Data items
=====
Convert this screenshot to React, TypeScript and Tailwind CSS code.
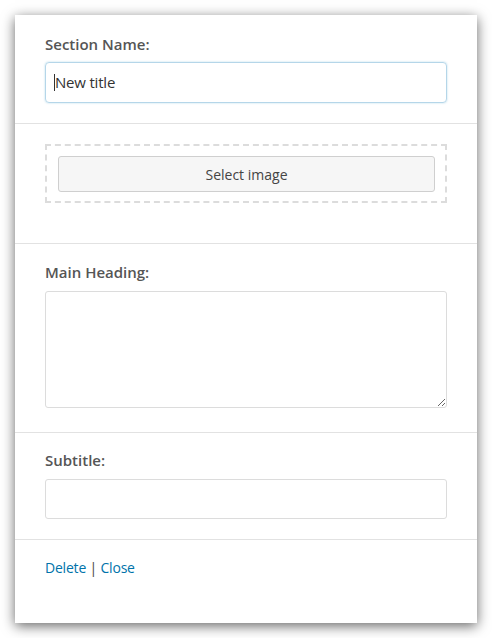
export default function App() {
  const font = { fontFamily: '"Open Sans", "Noto Sans", sans-serif' };

  return (
    <div className="min-h-[638px] w-[492px] bg-white pt-[15px] pl-[15px]" style={font}>
      <div className="w-[462px] h-[608px] bg-white shadow-[0_3px_12px_rgba(0,0,0,0.6)] flex flex-col">
        {/* section name */}
        <div className="px-[30px] pt-[19px] pb-5 border-b border-[#e2e2e2]">
          <label className="block text-[15px] leading-5 font-semibold text-[#555]">Section Name:</label>
          <div className="mt-2 h-[41px] rounded-[4px] border border-[#b5d6e9] shadow-[0_0_2px_rgba(30,140,190,0.35)] flex items-center pl-[8px]">
            <span className="w-px h-[17px] bg-[#333]"></span>
            <span className="text-[15px] text-[#333] tracking-[-0.2px]">New title</span>
          </div>
        </div>

        {/* image */}
        <div className="px-[30px] pt-5 pb-10 border-b border-[#e2e2e2]">
          <div className="border-2 border-dashed border-[#dcdcdc] pt-[10px] pb-[9px] pl-[11px] pr-[10px]">
            <button className="w-full h-[36px] rounded-[3px] border border-[#cfcfcf] bg-[#f6f6f6] text-[14px] text-[#444]">
              Select image
            </button>
          </div>
        </div>

        {/* main heading */}
        <div className="px-[30px] pt-[18px] pb-[24px] border-b border-[#e2e2e2]">
          <label className="block text-[15px] leading-5 font-semibold text-[#555]">Main Heading:</label>
          <textarea className="mt-[9px] block w-full h-[117px] rounded-[3px] border border-[#dcdcdc] resize-y outline-none"></textarea>
        </div>

        {/* subtitle */}
        <div className="px-[30px] pt-[17px] pb-5 border-b border-[#e2e2e2]">
          <label className="block text-[15px] leading-5 font-semibold text-[#555]">Subtitle:</label>
          <input className="mt-[9px] block w-full h-[40px] rounded-[3px] border border-[#dcdcdc] outline-none" />
        </div>

        {/* actions */}
        <div className="px-[30px] pt-[18px] text-[14px] leading-5 tracking-[-0.2px]">
          <a className="text-[#0073aa]">Delete</a>
          <span className="text-[#444]"> | </span>
          <a className="text-[#0073aa]">Close</a>
        </div>
      </div>
    </div>
  );
}
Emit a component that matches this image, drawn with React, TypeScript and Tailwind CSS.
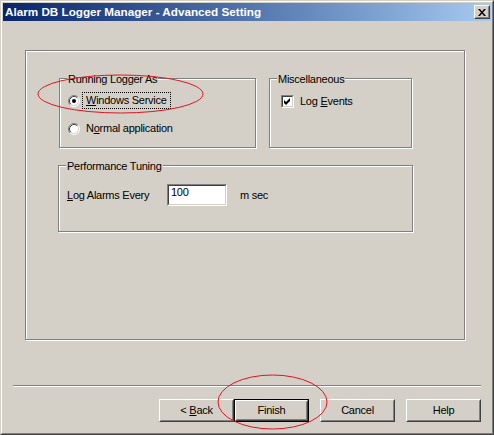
import React from 'react';

function Radio({ checked }: { checked?: boolean }) {
  return (
    <svg width="12" height="12" viewBox="0 0 12 12" className="shrink-0">
      <circle cx="6" cy="6" r="5" fill="#fff" />
      <path d="M2.11 9.89 A5.5 5.5 0 0 1 9.89 2.11" fill="none" stroke="#808080" />
      <path d="M9.89 2.11 A5.5 5.5 0 0 1 2.11 9.89" fill="none" stroke="#fff" />
      <path d="M2.82 9.18 A4.5 4.5 0 0 1 9.18 2.82" fill="none" stroke="#404040" />
      <path d="M9.18 2.82 A4.5 4.5 0 0 1 2.82 9.18" fill="none" stroke="#d4d0c8" />
      {checked && <circle cx="6" cy="6" r="2" fill="#000" />}
    </svg>
  );
}

function Checkbox() {
  return (
    <div className="w-[13px] h-[13px] shrink-0 border border-t-[#808080] border-l-[#808080] border-r-white border-b-white">
      <div className="h-full border border-t-[#404040] border-l-[#404040] border-r-[#d4d0c8] border-b-[#d4d0c8] bg-white">
        <svg width="9" height="9" viewBox="0 0 9 9">
          <polygon points="1,3 3,5 7,1 7,4 3,8 1,6" fill="#000" />
        </svg>
      </div>
    </div>
  );
}

function Group({ title, className, children }: { title: string; className: string; children?: React.ReactNode }) {
  return (
    <div className={`relative border border-[#808080] shadow-[inset_1px_1px_0_#fff,1px_1px_0_#fff] ${className}`}>
      <span className="absolute left-[7px] top-[-6px] px-px bg-[#d4d0c8] leading-[13px]">{title}</span>
      {children}
    </div>
  );
}

function Button({ children, isDefault }: { children: React.ReactNode; isDefault?: boolean }) {
  if (isDefault) {
    return (
      <div className="w-[75px] h-[23px] border border-black">
        <div className="h-full border border-t-white border-l-white border-r-[#404040] border-b-[#404040]">
          <div className="h-full flex items-center justify-center border border-t-[#d4d0c8] border-l-[#d4d0c8] border-r-[#808080] border-b-[#808080]">
            {children}
          </div>
        </div>
      </div>
    );
  }
  return (
    <div className="w-[75px] h-[23px] border border-t-white border-l-white border-r-[#404040] border-b-[#404040]">
      <div className="h-full flex items-center justify-center border border-t-[#d4d0c8] border-l-[#d4d0c8] border-r-[#808080] border-b-[#808080]">
        {children}
      </div>
    </div>
  );
}

export default function App() {
  return (
    <div className="relative w-[494px] h-[435px] bg-[#d4d0c8] text-black text-[11px] tracking-[-0.25px] font-['Liberation_Sans',Arial,sans-serif]">
      <div className="h-full border border-t-[#d4d0c8] border-l-[#d4d0c8] border-r-[#404040] border-b-[#404040]">
        <div className="h-full flex flex-col p-px border border-t-white border-l-white border-r-[#808080] border-b-[#808080]">
          {/* title bar */}
          <div className="h-[18px] flex items-center justify-between pl-[2px] pr-[1px] bg-linear-to-r from-[#0a246a] to-[#a6caf0]">
            <span className="text-white font-bold text-[11.7px] tracking-normal leading-none">
              Alarm DB Logger Manager - Advanced Setting
            </span>
            <div className="w-[16px] h-[14px] border border-t-white border-l-white border-r-[#404040] border-b-[#404040] bg-[#d4d0c8]">
              <div className="h-full flex items-center justify-center border border-t-[#d4d0c8] border-l-[#d4d0c8] border-r-[#808080] border-b-[#808080]">
                <svg width="8" height="7" viewBox="0 0 8 7">
                  <path d="M0 0h2l2 2.5L6 0h2L5 3.5 8 7H6L4 4.5 2 7H0l3-3.5z" fill="#000" />
                </svg>
              </div>
            </div>
          </div>

          {/* settings panel */}
          <div className="mt-[29px] ml-[22px] w-[440px] h-[290px] border border-[#808080] shadow-[inset_1px_1px_0_#fff,1px_1px_0_#fff] flex flex-col">
            <div className="mt-[27px] ml-[33px] flex">
              <Group title="Running Logger As" className="w-[197px] h-[70px]">
                <div className="pt-[13px] pl-[8px] flex flex-col">
                  <div className="flex items-center h-[17px]">
                    <Radio checked />
                    <span className="ml-[2px] h-[17px] px-[3px] leading-[15px] border border-dotted border-black">
                      <u>W</u>indows Service
                    </span>
                  </div>
                  <div className="flex items-center h-[17px] mt-[11px]">
                    <Radio />
                    <span className="ml-[2px] h-[17px] px-[3px] leading-[15px] border border-transparent">
                      N<u>o</u>rmal application
                    </span>
                  </div>
                </div>
              </Group>
              <Group title="Miscellaneous" className="ml-[13px] w-[143px] h-[70px]">
                <div className="pt-[16px] pl-[11px] flex items-center">
                  <Checkbox />
                  <span className="ml-[6px] leading-[13px]">
                    Log <u>E</u>vents
                  </span>
                </div>
              </Group>
            </div>

            <Group title="Performance Tuning" className="mt-[17px] ml-[32px] w-[355px] h-[67px]">
              <div className="pt-[18px] pl-[8px] flex items-center">
                <span className="w-[100px] leading-[13px]">
                  <u>L</u>og Alarms Every
                </span>
                <div className="w-[60px] h-[22px] border border-t-[#808080] border-l-[#808080] border-r-white border-b-white">
                  <div className="h-full pl-[2px] leading-[13px] bg-white border border-t-[#404040] border-l-[#404040] border-r-[#d4d0c8] border-b-[#d4d0c8]">
                    100
                  </div>
                </div>
                <span className="ml-[13px] leading-[13px]">m sec</span>
              </div>
            </Group>
          </div>

          {/* separator */}
          <div className="mt-[45px] ml-[10px] w-[468px] h-0 border-t border-t-[#808080] border-b border-b-white" />

          {/* buttons */}
          <div className="mt-[12px] ml-[156px] flex">
            <Button>
              <span>&lt;</span>
              <span className="ml-[3px]">
                <u>B</u>ack
              </span>
            </Button>
            <Button isDefault>Finish</Button>
            <div className="ml-[11px]">
              <Button>Cancel</Button>
            </div>
            <div className="ml-[11px]">
              <Button>Help</Button>
            </div>
          </div>
        </div>
      </div>

      {/* red annotation marks */}
      <svg className="absolute inset-0 pointer-events-none" width="494" height="435">
        <ellipse cx="120.5" cy="94" rx="82.5" ry="19" fill="none" stroke="#e0141e" strokeWidth="1" />
        <ellipse cx="272.5" cy="402" rx="54.5" ry="27" fill="none" stroke="#e0141e" strokeWidth="1" />
      </svg>
    </div>
  );
}
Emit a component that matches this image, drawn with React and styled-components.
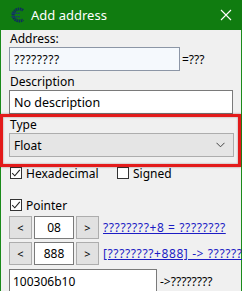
import React from 'react';
import styled, { createGlobalStyle } from 'styled-components';

const Global = createGlobalStyle`
  html, body { margin: 0; padding: 0; background: #f0f0f0; }
  body {
    font-family: "Noto Sans", "DejaVu Sans", sans-serif;
    font-size: 12px;
    color: #000;
  }
  * { box-sizing: border-box; }
`;

const Window = styled.div`
  width: 242px;
  height: 291px;
  overflow: hidden;
  background: #f0f0f0;
  display: flex;
  flex-direction: column;
`;

const TitleBar = styled.div`
  height: 30px;
  flex-shrink: 0;
  background: #107c10;
  color: #fff;
  display: flex;
  align-items: center;
  padding: 0 10px 0 10px;
  gap: 6px;
`;

const Title = styled.div`
  flex: 1;
  font-size: 13px;
  line-height: 16px;
`;

const Body = styled.div`
  flex: 1;
  border-left: 1px solid #1a8a1a;
  border-right: 1px solid #1a8a1a;
  padding: 1px 8px 0 8px;
  display: flex;
  flex-direction: column;
`;

const Label = styled.div`
  line-height: 16px;
  height: 16px;
  padding-left: 1px;
  margin-top: ${p => p.$mt || 0}px;
`;

const Row = styled.div`
  display: flex;
  align-items: center;
  gap: ${p => p.$gap || 0}px;
  margin-top: ${p => p.$mt || 0}px;
  height: ${p => p.$h || 16}px;
  white-space: nowrap;
`;

const TextBox = styled.div`
  width: ${p => p.$w}px;
  height: 24px;
  flex-shrink: 0;
  border: 1px solid ${p => p.$border || '#7a7a7a'};
  background: ${p => p.$bg || '#fff'};
  display: flex;
  align-items: center;
  padding-left: ${p => p.$pl || 4}px;
  font-size: ${p => p.$fs || 12}px;
  letter-spacing: ${p => p.$ls || 0}px;
`;

const Suffix = styled.span`
  margin-left: 2px;
  font-size: 12px;
`;

const TypeSection = styled.div`
  position: relative;
  padding: 3px 0 8px 0;
  display: flex;
  flex-direction: column;
`;

const Highlight = styled.div`
  position: absolute;
  left: -9px;
  top: 0;
  width: 241px;
  height: 53px;
  border: 3px solid #e31b1b;
  box-shadow: 0 0 2px rgba(80, 0, 0, 0.45), inset 0 0 2px rgba(80, 0, 0, 0.45);
  pointer-events: none;
`;

const Select = styled.div`
  height: 24px;
  margin-right: -1px;
  border: 1px solid #adadad;
  background: #e5e5e5;
  display: flex;
  align-items: center;
  justify-content: space-between;
  padding: 0 8px 0 4px;
`;

const CheckWrap = styled.label`
  display: flex;
  align-items: center;
  gap: 4px;
  padding-left: 1px;
  width: ${p => (p.$w ? `${p.$w}px` : 'auto')};
`;

const Box = styled.span`
  width: 12px;
  height: 12px;
  border: 1px solid #333;
  background: #fff;
  display: inline-flex;
  align-items: center;
  justify-content: center;
  flex-shrink: 0;
`;

const Btn = styled.div`
  width: 23px;
  height: 23px;
  flex-shrink: 0;
  background: #e1e1e1;
  border: 1px solid #adadad;
  display: flex;
  align-items: center;
  justify-content: center;
  font-size: 11px;
`;

const OffsetBox = styled.div`
  width: 40px;
  height: 23px;
  flex-shrink: 0;
  background: #fff;
  border: 1px solid #7a7a7a;
  display: flex;
  align-items: center;
  justify-content: center;
  font-size: 12px;
`;

const Link = styled.span`
  margin-left: 2px;
  color: #1c1cc4;
  text-decoration: underline;
  font-size: 12px;
  letter-spacing: 0.6px;
`;

const Arrow = styled.span`
  margin-left: 3px;
  font-size: 12px;
`;

const Check = ({ on }) => (
  <Box>
    {on && (
      <svg width="10" height="10" viewBox="0 0 10 10">
        <path d="M1.2 5.2 L3.8 7.8 L8.8 1.8" fill="none" stroke="#222" strokeWidth="1.1" />
      </svg>
    )}
  </Box>
);

const Logo = () => (
  <svg width="15" height="16" viewBox="0 0 15 16">
    <path d="M13 3.4 A6 6 0 1 0 13 12.6" fill="none" stroke="#0f2d5e" strokeWidth="3" strokeDasharray="1.4 0.6" />
    <path d="M1.5 6.3 H10.5 M1.5 9.7 H10.5" stroke="#183f6e" strokeWidth="1.5" strokeDasharray="1.3 0.5" />
  </svg>
);

const Close = () => (
  <svg width="12" height="12" viewBox="0 0 12 12">
    <path d="M1 1 L11 11 M11 1 L1 11" stroke="#fff" strokeWidth="1.1" />
  </svg>
);

const Chevron = () => (
  <svg width="9" height="6" viewBox="0 0 9 6">
    <path d="M0.5 0.8 L4.5 4.8 L8.5 0.8" fill="none" stroke="#444" strokeWidth="1" />
  </svg>
);

export default function App() {
  return (
    <>
      <Global />
      <Window>
        <TitleBar>
          <Logo />
          <Title>Add address</Title>
          <Close />
        </TitleBar>
        <Body>
          <Label>Address:</Label>
          <Row $h={24}>
            <TextBox $w={171} $bg="#f5f9fd" $border="#8c96a6" $ls={0.5}>????????</TextBox>
            <Suffix>=???</Suffix>
          </Row>
          <Label $mt={3}>Description</Label>
          <TextBox $w={224} $fs={12.5}>No description</TextBox>
          <TypeSection>
            <Highlight />
            <Label>Type</Label>
            <Select>
              <span>Float</span>
              <Chevron />
            </Select>
          </TypeSection>
          <Row>
            <CheckWrap $w={107}>
              <Check on />
              <span>Hexadecimal</span>
            </CheckWrap>
            <CheckWrap>
              <Check />
              <span>Signed</span>
            </CheckWrap>
          </Row>
          <Row $mt={16}>
            <CheckWrap>
              <Check on />
              <span>Pointer</span>
            </CheckWrap>
          </Row>
          <Row $mt={3} $h={23} $gap={2}>
            <Btn>&lt;</Btn>
            <OffsetBox>08</OffsetBox>
            <Btn>&gt;</Btn>
            <Link>????????+8 = ????????</Link>
          </Row>
          <Row $mt={3} $h={23} $gap={2}>
            <Btn>&lt;</Btn>
            <OffsetBox>888</OffsetBox>
            <Btn>&gt;</Btn>
            <Link>[????????+888] -&gt; ????????</Link>
          </Row>
          <Row $mt={4} $h={24}>
            <TextBox $w={148} $pl={3}>100306b10</TextBox>
            <Arrow>-&gt;????????</Arrow>
          </Row>
        </Body>
      </Window>
    </>
  );
}
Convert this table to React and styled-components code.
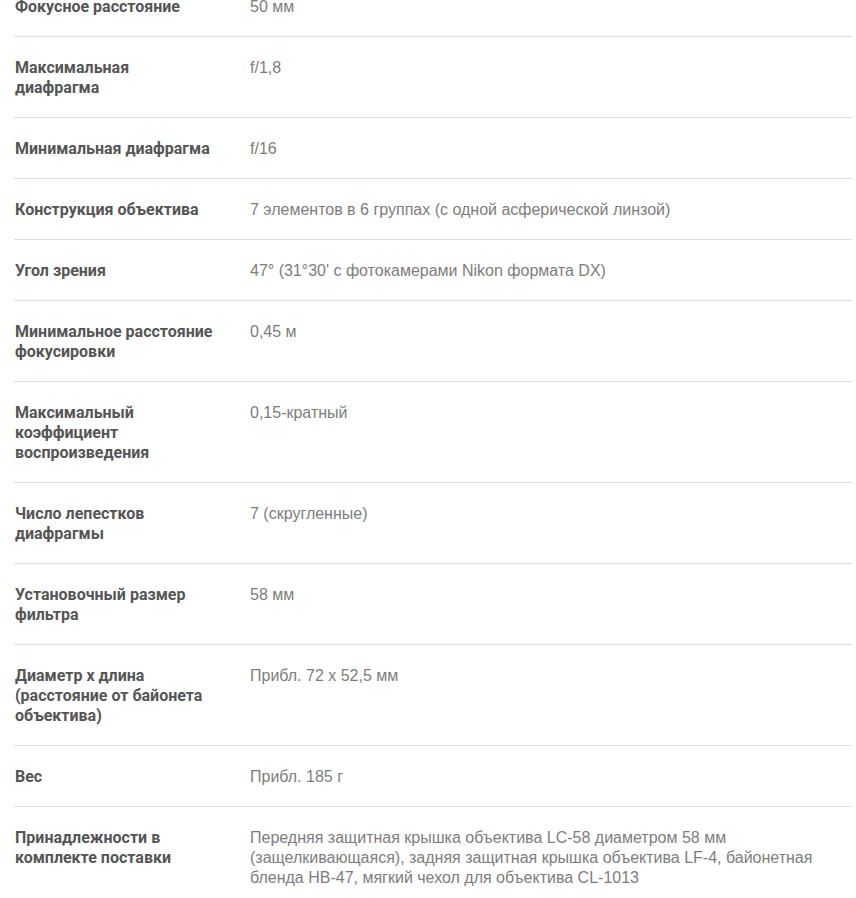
import styled, { createGlobalStyle } from 'styled-components';

const specs = [
  ['Фокусное расстояние', '50 мм'],
  ['Максимальная диафрагма', 'f/1,8'],
  ['Минимальная диафрагма', 'f/16'],
  ['Конструкция объектива', '7 элементов в 6 группах (с одной асферической линзой)'],
  ['Угол зрения', "47° (31°30' с фотокамерами Nikon формата DX)"],
  ['Минимальное расстояние фокусировки', '0,45 м'],
  ['Максимальный коэффициент воспроизведения', '0,15-кратный'],
  ['Число лепестков диафрагмы', '7 (скругленные)'],
  ['Установочный размер фильтра', '58 мм'],
  ['Диаметр x длина (расстояние от байонета объектива)', 'Прибл. 72 x 52,5 мм'],
  ['Вес', 'Прибл. 185 г'],
  [
    'Принадлежности в комплекте поставки',
    [
      'Передняя защитная крышка объектива LC-58 диаметром 58 мм',
      '(защелкивающаяся), задняя защитная крышка объектива LF-4, байонетная',
      'бленда HB-47, мягкий чехол для объектива CL-1013',
    ],
  ],
];

function App() {
  return (
    <>
      <GlobalStyle />
      <SpecTable>
        {specs.map(([label, value]) => (
          <SpecRow key={label}>
            <SpecLabel>{label}</SpecLabel>
            <SpecValue>
              {Array.isArray(value)
                ? value.map((line, i) => (
                    <span key={i}>
                      {line}
                      {i < value.length - 1 && <br />}
                    </span>
                  ))
                : value}
            </SpecValue>
          </SpecRow>
        ))}
      </SpecTable>
    </>
  );
}

const GlobalStyle = createGlobalStyle`
  body {
    margin: 0;
    background: #fff;
    font-family: Roboto, "Liberation Sans", Arial, sans-serif;
    overflow: hidden;
  }
`;

const SpecTable = styled.div`
  margin: -24px 4px 0 14px;
`;

const SpecRow = styled.div`
  display: grid;
  grid-template-columns: 236px 1fr;
  padding: 21px 0 19px;
  border-bottom: 1px solid #dcdcdc;
  font-size: 16px;
  line-height: 20px;
`;

const SpecLabel = styled.div`
  max-width: 199px;
  padding-left: 1px;
  font-weight: 700;
  color: #555;
`;

const SpecValue = styled.div`
  font-family: "Liberation Sans", Arial, sans-serif;
  color: #7d7d7d;
`;

export default App;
=====
_TASK REQUIREMENTS_. Show all lines from the records above where the word "drawn" occurs.

_RESPONSE BELOW_.
Emit a component that matches this image, drawn with React, TypeScript and Tailwind CSS.
Emit a component that matches this image, drawn with React and styled-components.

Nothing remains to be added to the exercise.